A call to action that gets clicks is not a trick. It is the sum of small, honest choices: a verb that means action, wording a stranger understands in a second, placement that meets the visitor wherever they decide, contrast that makes the button impossible to miss, and a gentle nudge that lowers the cost of saying yes. Get those five right and your existing traffic will start converting better without a single extra visitor. If writing the words around the button is the part you dread, our guide to how to write website copy walks through the rest of the page too.

Questions people ask

What is a call to action on a website?

A call to action is the button or link that tells a visitor exactly what to do next, such as Call now, Get a free quote, or Book an appointment. On a small business site it is usually the step that turns a reader into a phone call, a form fill, or a booking.

What makes a call to action effective?

An effective call to action starts with a clear action verb, names a specific result, removes friction by lowering the perceived cost, and stands out visually with strong contrast. It should be obvious within a second and easy to tap on a phone.

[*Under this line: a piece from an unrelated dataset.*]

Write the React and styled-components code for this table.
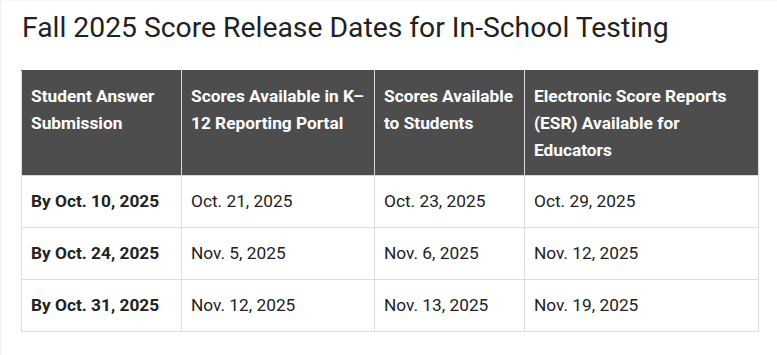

Where should I put the call to action on my page?

Put one above the fold so it is visible without scrolling, then repeat it after each section that builds trust, and again at the very bottom. A local service page should have three to five CTAs that all point to the same next step.

How many calls to action should a page have?

Use one primary action repeated throughout the page rather than several competing buttons. Repeating the same offer at natural decision points works better than asking visitors to choose between many different things to do.

Should a call to action be a button or a link?

The main action should be a button with clear contrast so it reads as something to click, and on mobile it should be large enough to tap with a thumb. Plain text links work for secondary actions like viewing pricing or reading more.